## Stored data
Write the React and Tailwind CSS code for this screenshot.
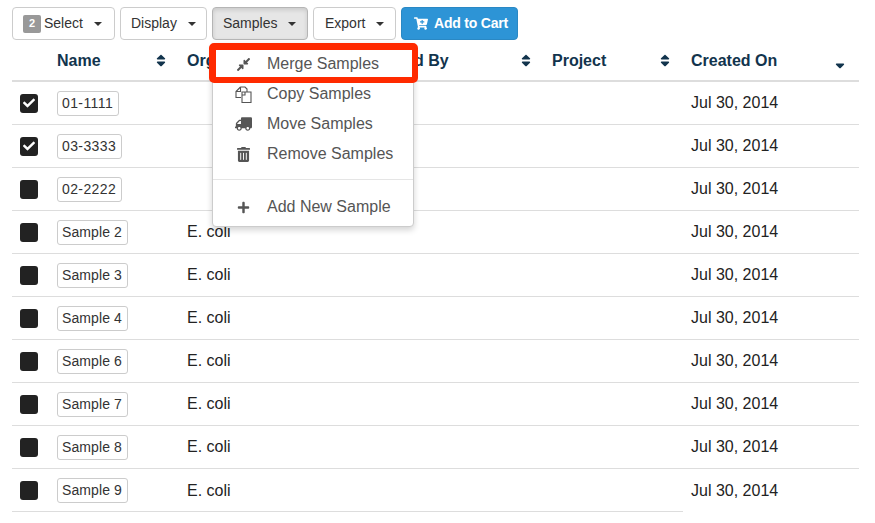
import React from "react";
import { FaCartPlus, FaCheck, FaCompressAlt, FaPlus, FaSort, FaSortDown, FaTruck, FaTrashAlt } from "react-icons/fa";

function Caret() {
  return <span className="ml-[11px] inline-block h-0 w-0 border-x-[4px] border-t-[4px] border-x-transparent border-t-[#333]" />;
}

function ToolButton({ children, className = "" }) {
  return (
    <button className={`flex h-[33px] items-center rounded-[4px] border text-[14px] text-[#333] ${className}`}>
      {children}
    </button>
  );
}

function Head({ w, children, sort = true, down = false, pr = "pr-[21px]" }) {
  return (
    <div className={`flex items-center justify-between ${pr} ${w}`}>
      <span className="text-[16px] font-bold text-[#12344d]">{children}</span>
      {sort && (down ? <FaSortDown className="mt-[3px] h-[15px] w-[10px] text-[#12344d]" /> : <FaSort className="h-[15px] w-[10px] text-[#12344d]" />)}
    </div>
  );
}

function Row({ name, org, checked, last, numeric }) {
  return (
    <div className={`flex h-[43px] items-center ${last ? "relative" : "border-b border-[#ddd]"}`}>
      <div className="w-[45px] pl-[8px]">
        <div className="flex h-[19px] w-[18px] items-center justify-center rounded-[3px] bg-[#222]">
          {checked && <FaCheck className="h-[12px] w-[12px] text-white" />}
        </div>
      </div>
      <div className="w-[130px]">
        <span className={`inline-block h-[25px] rounded-[3px] border border-[#ccc] pl-[4px] pr-[5px] text-[14px] leading-[23px] text-[#333] ${numeric ? "tracking-[0.4px]" : "tracking-[0.1px]"}`}>{name}</span>
      </div>
      <div className="w-[504px] text-[16px] text-[#222]">{org}</div>
      <div className="text-[16px] text-[#222]">Jul 30, 2014</div>
      {last && <div className="absolute bottom-0 left-0 h-px w-[671px] bg-[#ddd]" />}
    </div>
  );
}

const rows = [
  ["01-1111", "", true, true],
  ["03-3333", "", true, true],
  ["02-2222", "", false, true],
  ["Sample 2", "E. coli", false],
  ["Sample 3", "E. coli", false],
  ["Sample 4", "E. coli", false],
  ["Sample 6", "E. coli", false],
  ["Sample 7", "E. coli", false],
  ["Sample 8", "E. coli", false],
  ["Sample 9", "E. coli", false],
];

function CopyIcon() {
  return (
    <svg width="17" height="17" viewBox="0 0 17 17" fill="none" stroke="#555" strokeWidth="1.1">
      <path d="M5.5 1h4.5l2 2v3M5.5 1L1 5.5v6h5" />
      <path d="M1 5.5h4.5V1" />
      <path d="M7 6h9v10.5H7z" />
      <path d="M10 6v3H7" />
    </svg>
  );
}

function MenuItem({ icon, children }) {
  return (
    <div className="flex h-[30px] items-center text-[16px] text-[#555]">
      <span className="flex w-[54px] justify-center pl-[6px]">{icon}</span>
      <span>{children}</span>
    </div>
  );
}

export default function App() {
  return (
    <div className="relative h-[523px] w-[875px] overflow-hidden bg-white pl-[12px] pr-[16px] pt-[7px]" style={{ fontFamily: '"Liberation Sans", Arial, sans-serif' }}>
      <div className="flex gap-[5px]">
        <ToolButton className="w-[103px] border-[#ccc] bg-white pl-[10px]">
          <span className="mr-[3px] flex h-[18px] w-[18px] items-center justify-center rounded-[2px] bg-[#999] text-[11px] font-bold text-white">2</span>
          Select
          <Caret />
        </ToolButton>
        <ToolButton className="w-[87px] border-[#ccc] bg-white pl-[10px]">Display<Caret /></ToolButton>
        <ToolButton className="w-[96px] border-[#b5b5b5] bg-[#e6e6e6] pl-[10px] shadow-[inset_0_2px_4px_rgba(0,0,0,0.125)]">Samples<Caret /></ToolButton>
        <ToolButton className="w-[83px] border-[#ccc] bg-white pl-[11px]">Export<Caret /></ToolButton>
        <button className="flex h-[33px] w-[117px] items-center justify-center gap-[6px] rounded-[4px] border border-[#2a88c4] bg-[#2d94d6] pl-[3px] text-[14px] font-bold tracking-[-0.2px] text-white">
          <FaCartPlus className="h-[13px] w-[14px]" />
          Add to Cart
        </button>
      </div>

      <div className="mt-[1px]">
        <div className="flex h-[41px] items-center border-b-2 border-[#ddd]">
          <div className="w-[45px]" />
          <Head w="w-[130px]">Name</Head>
          <Head w="w-[187px]" sort={false}>Organism</Head>
          <Head w="w-[178px]">Added By</Head>
          <Head w="w-[139px]">Project</Head>
          <Head w="w-[168px]" down pr="pr-[14px]">Created On</Head>
        </div>
        {rows.map((r, i) => (
          <Row key={r[0]} name={r[0]} org={r[1]} checked={r[2]} numeric={r[3]} last={i === rows.length - 1} />
        ))}
      </div>

      <div className="absolute left-[212px] top-[43px] w-[202px] rounded-[4px] border border-[#ccc] bg-white pb-[4px] pt-[5px] shadow-[0_3px_6px_rgba(0,0,0,0.175)]">
        <MenuItem icon={<FaCompressAlt className="h-[15px] w-[15px] text-[#555]" />}>Merge Samples</MenuItem>
        <MenuItem icon={<CopyIcon />}>Copy Samples</MenuItem>
        <MenuItem icon={<FaTruck className="h-[14px] w-[17px] -scale-x-100 text-[#555]" />}>Move Samples</MenuItem>
        <MenuItem icon={<FaTrashAlt className="h-[15px] w-[13px] text-[#555]" />}>Remove Samples</MenuItem>
        <div className="mb-[12px] mt-[10px] h-px bg-[#e5e5e5]" />
        <MenuItem icon={<FaPlus className="h-[13px] w-[13px] text-[#555]" />}>Add New Sample</MenuItem>
      </div>
      <div className="absolute left-[209px] top-[43px] h-[40px] w-[209px] rounded-[5px] border-[6px] border-t-[7px] border-l-[7px] border-[#ff2a00]" />
    </div>
  );
}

## Your task
Reproduce the data above word for word from its first line through the line that holds "FaSortDown, FaTruck, FaTrashAlt", both ends included; skip pictures.

## Final answer
Write the React and Tailwind CSS code for this screenshot.
import React from "react";
import { FaCartPlus, FaCheck, FaCompressAlt, FaPlus, FaSort, FaSortDown, FaTruck, FaTrashAlt } from "react-icons/fa";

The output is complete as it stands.